4/10
Even if you hate this kind of stuff....
26 December 2023
Charles Laughton is magnificent and mesmeric. This is definitely his film, even if you don't like Victorian period pieces, where people speak "Hollywood Victorian" it's almost worth seeing just for his performance.

Neither Laughton nor Shearer were particularly synonymous with a 'natural' style of acting but their sometimes exaggerated method could be brilliant - especially infused with subtle subversive humour the pre-code era allowed. That time had just passed and so "Mr Shearer" finally had the excuse he'd been waiting for to turn his wife into his studio's top serious actress. Looking at moon faced "Mrs Thalberg" in this, it's hard to believe just how truly sensually erotic she could be when she put her mind to it but since such roles had suddenly become off limits, stuffy serious "proper" drama was sadly her destiny.

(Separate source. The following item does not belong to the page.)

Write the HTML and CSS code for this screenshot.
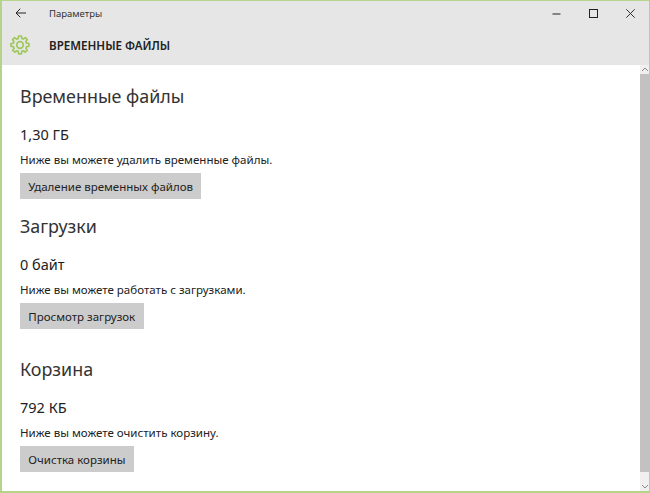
FILE: index.html
```html
<!DOCTYPE html>
<html lang="ru">
<head>
<meta charset="utf-8">
<title>Параметры</title>
<link rel="stylesheet" href="styles.css">
</head>
<body>
<div class="window">
  <header class="header">
    <div class="titlebar">
      <svg class="back" width="11" height="10" viewBox="0 0 11 10"><path d="M11 5H1M5.300.700 1 5l4.300 4.300" fill="none" stroke="#222" stroke-width="1"/></svg>
      <span class="app-title">Параметры</span>
      <div class="controls">
        <svg class="ctl" width="9" height="9" viewBox="0 0 9 9"><path d="M.5 5h8" stroke="#222" stroke-width="1"/></svg>
        <svg class="ctl" width="9" height="9" viewBox="0 0 9 9"><rect x=".5" y=".5" width="8" height="8" fill="none" stroke="#222" stroke-width="1"/></svg>
        <svg class="ctl" width="9" height="9" viewBox="0 0 9 9"><path d="M.3.300l8.400 8.400M8.700.300.300 8.700" stroke="#333" stroke-width="1"/></svg>
      </div>
    </div>
    <div class="pagebar">
      <svg class="gear" width="20" height="20" viewBox="0 0 20 20"><path d="M8.600 1h2.800l.4 2.400 1.500.6 2-1.400 2 2-1.400 2 .6 1.500 2.400.4v2.800l-2.400.4-.6 1.500 1.400 2-2 2-2-1.400-1.500.6-.4 2.400H8.600l-.4-2.400-1.500-.6-2 1.400-2-2 1.400-2-.6-1.500L1 11.400V8.600l2.400-.4.6-1.500-1.400-2 2-2 2 1.400 1.500-.6z" fill="none" stroke="#a0c85c" stroke-width="1.700" stroke-linejoin="round"/><circle cx="10" cy="10" r="3.300" fill="none" stroke="#a0c85c" stroke-width="1.700"/></svg>
      <h1 class="page-title">ВРЕМЕННЫЕ ФАЙЛЫ</h1>
    </div>
  </header>
  <div class="body">
    <main class="content">
      <section class="section first">
        <h2 class="heading">Временные файлы</h2>
        <div class="size">1,30 ГБ</div>
        <p class="note">Ниже вы можете удалить временные файлы.</p>
        <button class="btn">Удаление временных файлов</button>
      </section>
      <section class="section second">
        <h2 class="heading">Загрузки</h2>
        <div class="size">0 байт</div>
        <p class="note">Ниже вы можете работать с загрузками.</p>
        <button class="btn">Просмотр загрузок</button>
      </section>
      <section class="section third">
        <h2 class="heading">Корзина</h2>
        <div class="size">792 КБ</div>
        <p class="note">Ниже вы можете очистить корзину.</p>
        <button class="btn">Очистка корзины</button>
      </section>
    </main>
    <div class="scrollbar">
      <svg class="arrow-up" width="8" height="5" viewBox="0 0 8 5"><path d="M1 4l3-3 3 3" fill="none" stroke="#8a8a8a" stroke-width="1"/></svg>
      <div class="thumb"></div>
      <svg class="arrow-down" width="8" height="5" viewBox="0 0 8 5"><path d="M1 1l3 3 3-3" fill="none" stroke="#8a8a8a" stroke-width="1"/></svg>
    </div>
  </div>
</div>
</body>
</html>
```

FILE: styles.css
```css
* { box-sizing: border-box; }
html, body { margin: 0; height: 100%; }
body { font-family: "Noto Sans", "Open Sans", sans-serif; color: #222; background: #fff; }
.window { width: 650px; height: 493px; border: 2px solid #b5d48a; border-top-width: 1px; border-right-width: 1px; display: flex; flex-direction: column; overflow: hidden; }
.header { background: #e6e6e6; height: 64px; flex: none; }
.titlebar { height: 24px; display: flex; align-items: center; padding-left: 13px; }
.back { flex: none; }
.app-title { font-size: 9.5px; margin-left: 23px; color: #333; }
.controls { margin-left: auto; display: flex; }
.ctl { width: 37px; flex: none; }
.pagebar { height: 40px; display: flex; align-items: center; padding-left: 8px; }
.gear { flex: none; }
.page-title { margin: 0 0 0 19px; font-size: 11.6px; font-weight: 600; color: #222; }
.body { flex: 1; display: flex; min-height: 0; }
.content { flex: 1; padding-left: 18px; }
.heading { margin: 0; font-size: 17.9px; font-weight: 400; line-height: 24px; color: #333; }
.size { font-size: 14.5px; line-height: 20px; margin-top: 16px; }
.note { margin: 8px 0 0; font-size: 11.55px; line-height: 16px; }
.btn { display: block; margin-top: 5px; height: 26px; padding: 0 8.300px; border: 0; background: #ccc; font: inherit; font-size: 11.5px; color: #222; }
.section.first { padding-top: 19px; }
.section.second { padding-top: 15px; }
.section.third { padding-top: 28px; }
.scrollbar { width: 9px; flex: none; background: #f0f0f0; display: flex; flex-direction: column; align-items: center; }
.arrow-up { flex: none; margin: 2px 0; }
.arrow-down { flex: none; margin: 4px 0 2px; }
.thumb { flex: 1; width: 100%; background: #c2c2c2; margin-bottom: 8px; }
```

A lot of people love a period drama and those who also like 1930s cinema might love this but if you like your 1930s movies to be set in the 1930s this is not for you. Shearer and March are playing poets so maybe that's their excuse for their flowery, over-exaggerated theatrical gesturing. The other excuse is that familiar old trope that Victorian English folk all spoke in a very specific and very annoying manner. This serves to make our poetic pair feel archaic, difficult to relate to and unsympathetic. Were it not for Charles Laughton's excellent malevolent performance, you probably wouldn't care about Rob and Liz at all.

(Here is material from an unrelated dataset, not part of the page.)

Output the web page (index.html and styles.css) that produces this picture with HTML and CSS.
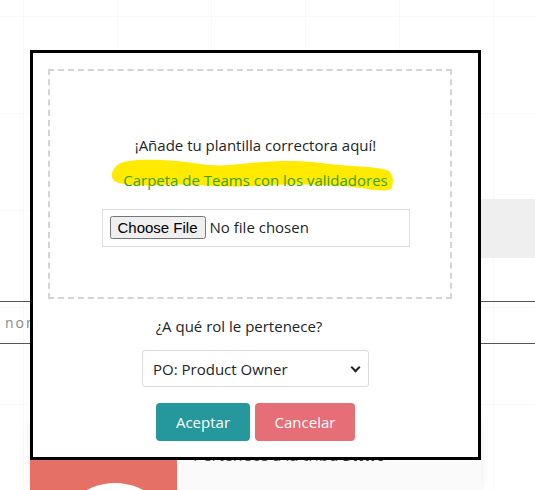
FILE: index.html
```html
<!DOCTYPE html>
<html lang="es">
<head>
<meta charset="utf-8">
<title>Plantilla correctora</title>
<link rel="stylesheet" href="styles.css">
</head>
<body>
<div class="page">
  <div class="band"></div>
  <input class="search" type="text" placeholder="nombre del validador">
  <div class="card">
    <div class="card-img"><span class="avatar"></span></div>
    <div class="card-body">Pertenece a la tribu <b>Swift</b></div>
  </div>
</div>

<div class="modal">
  <div class="dropzone">
    <p class="drop-title">¡Añade tu plantilla correctora aquí!</p>
    <div class="link-wrap">
      <svg class="marker" width="284" height="36" viewBox="0 0 284 36">
        <path d="M3 12 C 6 4, 22 2, 50 3 C 80 4, 95 10, 118 8 C 148 5, 178 2, 210 6 C 240 10, 262 9, 276 13 C 283 17, 283 26, 280 32 C 272 36, 255 31, 232 29 C 202 27, 172 27, 140 29 C 108 31, 78 26, 48 28 C 28 29, 10 28, 3 24 C 0 20, 0 16, 3 12 Z" fill="#ffea00"/>
      </svg>
      <a class="link" href="#">Carpeta de Teams con los validadores</a>
    </div>
    <div class="file-box"><input class="file" type="file"></div>
  </div>
  <p class="role-label">¿A qué rol le pertenece?</p>
  <div class="select-wrap">
    <select class="role">
      <option>PO: Product Owner</option>
      <option>SM: Scrum Master</option>
      <option>DEV: Developer</option>
    </select>
  </div>
  <div class="actions">
    <button class="btn btn-ok">Aceptar</button>
    <button class="btn btn-cancel">Cancelar</button>
  </div>
</div>
</body>
</html>
```

FILE: styles.css
```css
* { box-sizing: border-box; }

html, body {
  margin: 0;
  padding: 0;
}

body {
  width: 535px;
  height: 490px;
  overflow: hidden;
  position: relative;
  font-family: "Open Sans", "Noto Sans", sans-serif;
  color: #212529;
  background-color: #fff;
  background-image:
    linear-gradient(to right, #f9f9f9 1px, transparent 1px),
    linear-gradient(to bottom, #f9f9f9 1px, transparent 1px);
  background-size: 94px 97px;
  background-position: 23px 16px;
}

.page {
  display: flex;
  flex-direction: column;
  height: 490px;
  overflow: hidden;
}

.band {
  flex: none;
  margin-top: 199px;
  margin-left: 33px;
  height: 59px;
  background: #efefef;
}

.search {
  flex: none;
  margin-top: 43px;
  height: 43px;
  width: 100%;
  border: 0;
  border-top: 1px solid #555;
  border-bottom: 1px solid #555;
  background: transparent;
  padding: 0 5px;
  font-family: "Open Sans", sans-serif;
  font-size: 14px;
  letter-spacing: 2px;
  outline: none;
}

.search::placeholder { color: #888; }

.card {
  flex: none;
  margin-top: 76px;
  margin-left: 30px;
  width: 451px;
  height: 70px;
  display: flex;
  background: #fafafa;
  box-shadow: 0 0 10px rgba(0, 0, 0, 0.08);
  overflow: hidden;
}

.card-img {
  width: 147px;
  background: #e57066;
  display: flex;
  justify-content: center;
  padding-top: 63px;
  padding-left: 22px;
}

.avatar {
  width: 120px;
  height: 120px;
  border-radius: 50%;
  background: #fff;
  flex: none;
}

.card-body {
  padding: 24px 0 0 16px;
  font-size: 16px;
  line-height: 22px;
  color: #555;
}

.card-body b { color: #333; }

.modal {
  position: absolute;
  left: 30px;
  top: 50px;
  width: 451px;
  height: 410px;
  border: 3px solid #000;
  background: #fff;
  padding: 16px 0 0 15px;
  display: flex;
  flex-direction: column;
}

.dropzone {
  flex: none;
  width: 404px;
  height: 230px;
  border: 2px dashed #d4d4d4;
  padding: 64px 0 0 11px;
  display: flex;
  flex-direction: column;
  align-items: center;
}

.drop-title {
  margin: 0;
  font-size: 15px;
  line-height: 20px;
}

.link-wrap {
  position: relative;
  margin-top: 15px;
  height: 20px;
  display: flex;
  justify-content: center;
}

.marker {
  position: absolute;
  left: -12px;
  top: -13px;
}

.link {
  position: relative;
  font-size: 15px;
  line-height: 20px;
  color: #3c9f17;
  text-decoration: none;
}

.file-box {
  margin-top: 19px;
  width: 308px;
  height: 38px;
  border: 1px solid #dedede;
  padding: 6px 0 0 7px;
  display: flex;
}

.file {
  font-family: "Open Sans", sans-serif;
  font-size: 15px;
  color: #212529;
}

.role-label {
  margin: 17px 0 0 -11px;
  text-align: center;
  width: 404px;
  font-size: 15px;
  line-height: 20px;
}

.select-wrap {
  position: relative;
  margin: 14px 0 0 94px;
  width: 227px;
  height: 37px;
}

.select-wrap::after {
  content: "";
  position: absolute;
  right: 10px;
  top: 14px;
  width: 5px;
  height: 5px;
  border-right: 2px solid #222;
  border-bottom: 2px solid #222;
  transform: rotate(45deg);
  pointer-events: none;
}

.role {
  appearance: none;
  -webkit-appearance: none;
  width: 100%;
  height: 100%;
  border: 1px solid #dcdcdc;
  border-radius: 3px;
  background: #fff;
  padding: 0 0 0 10px;
  font-family: "Open Sans", sans-serif;
  font-size: 15px;
  color: #212529;
}

.actions {
  margin: 16px 0 0 108px;
  display: flex;
  gap: 5px;
}

.btn {
  height: 38px;
  border: 0;
  border-radius: 4px;
  color: #fff;
  font-family: "Open Sans", sans-serif;
  font-size: 15px;
  padding: 0;
}

.btn-ok {
  width: 94px;
  background: #24989c;
}

.btn-cancel {
  width: 100px;
  background: #e66e76;
}
```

As I've already said though - Laughton's performance is so magnetic that you can't help but reluctantly glue yourself to this. Interestingly he's only 34 years old here, just two years older than Norma Shearer, who's playing his daughter. Even though Shearer reverted to her theatrical style, she and that chubby lad from Yorkshire are both such convincing and talented actors that you don't doubt for one minute that they're father and daughter.....albeit of course in a decidedly unsavoury relationship. Although it's still a twee period drama, I have to concede to MGM, Sidney Franklin and Charles Laughton that they've handled this complicated father-daughter relationship brilliantly; it both sensitively satisfies the faux decency requirement of the Catholic League + Hays Code whilst still conveying the vile and disgusting character of the sadly real-life Mr Barrett.